▶ STATED TASK
Using the material that follows, identify and copy each line with the string "React".

▶ DATASET EXTRACT
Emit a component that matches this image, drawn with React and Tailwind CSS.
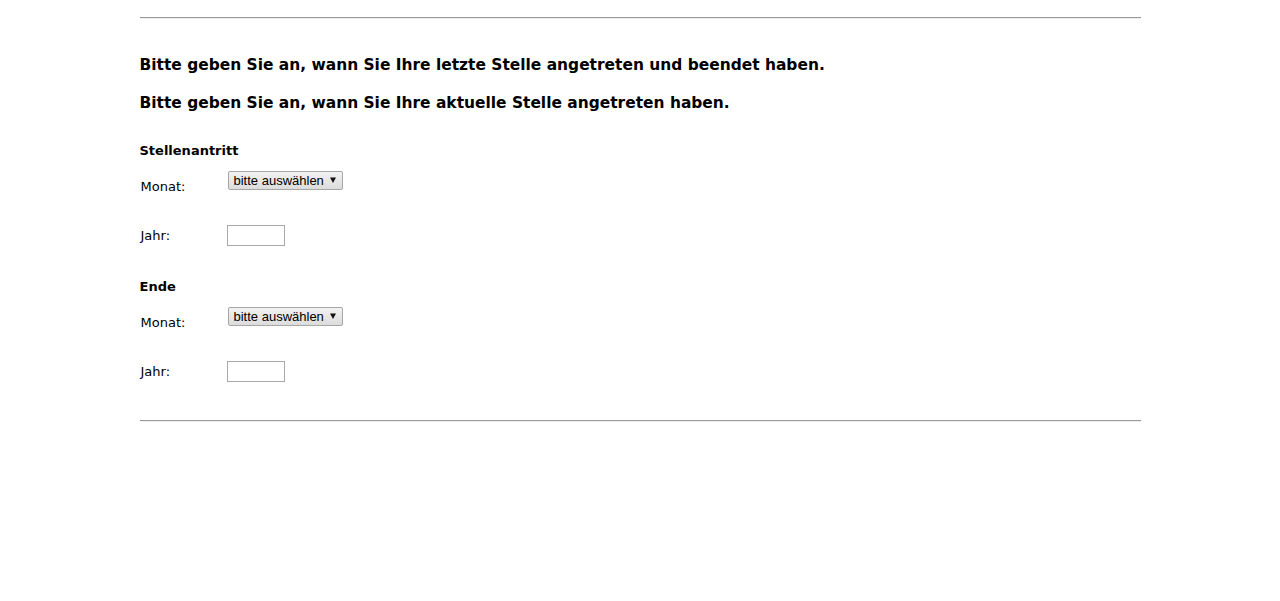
import React from "react";

function FakeSelect() {
  return (
    <div className="ml-[1px] flex h-[19px] w-[115px] items-center justify-between rounded-[2px] border border-[#a6a6a6] bg-gradient-to-b from-[#f2f2f2] to-[#dcdcdc] pl-[5px] pr-[6px] text-[13px] leading-none text-black" style={{ fontFamily: '"Liberation Sans", Arial, sans-serif' }}>
      <span>bitte auswählen</span>
      <svg width="6" height="6" viewBox="0 0 6 6" className="mt-[-2px]">
        <path d="M0 0.5 L6 0.5 L3 6 Z" fill="#111" />
      </svg>
    </div>
  );
}

function Section({ title, titleMt }) {
  return (
    <div>
      <div className={`${titleMt} text-[13px] font-bold leading-[16px]`}>{title}</div>
      <div className="mt-[12px]">
        <div className="flex h-[54px] items-start">
          <div className="w-[87px] pl-[1px] pt-[8px] text-[13px] leading-[16px]">Monat:</div>
          <FakeSelect />
        </div>
        <div className="flex h-[21px] items-start">
          <div className="w-[87px] pl-[1px] pt-[3px] text-[13px] leading-[16px]">Jahr:</div>
          <div className="h-[21px] w-[58px] border border-[#a9a9a9] bg-white" />
        </div>
      </div>
    </div>
  );
}

export default function App() {
  return (
    <div className="min-h-[601px] w-full bg-white text-black" style={{ fontFamily: '"DejaVu Sans", Verdana, sans-serif' }}>
      <div className="mx-auto w-[1001px] pt-[17px]">
        <div className="h-0 border-t border-b border-t-[#9a9a9a] border-b-[#eeeeee]" />
        <div className="mt-[36px] text-[15.45px] font-bold leading-[20px]">
          Bitte geben Sie an, wann Sie Ihre letzte Stelle angetreten und beendet haben.
        </div>
        <div className="mt-[18px] text-[15.45px] font-bold leading-[20px]">
          Bitte geben Sie an, wann Sie Ihre aktuelle Stelle angetreten haben.
        </div>
        <Section title="Stellenantritt" titleMt="mt-[30px]" />
        <Section title="Ende" titleMt="mt-[33px]" />
        <div className="mt-[38px] h-0 border-t border-b border-t-[#9a9a9a] border-b-[#eeeeee]" />
      </div>
    </div>
  );
}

▶ SOLVED PROBLEM
Emit a component that matches this image, drawn with React and Tailwind CSS.
import React from "react";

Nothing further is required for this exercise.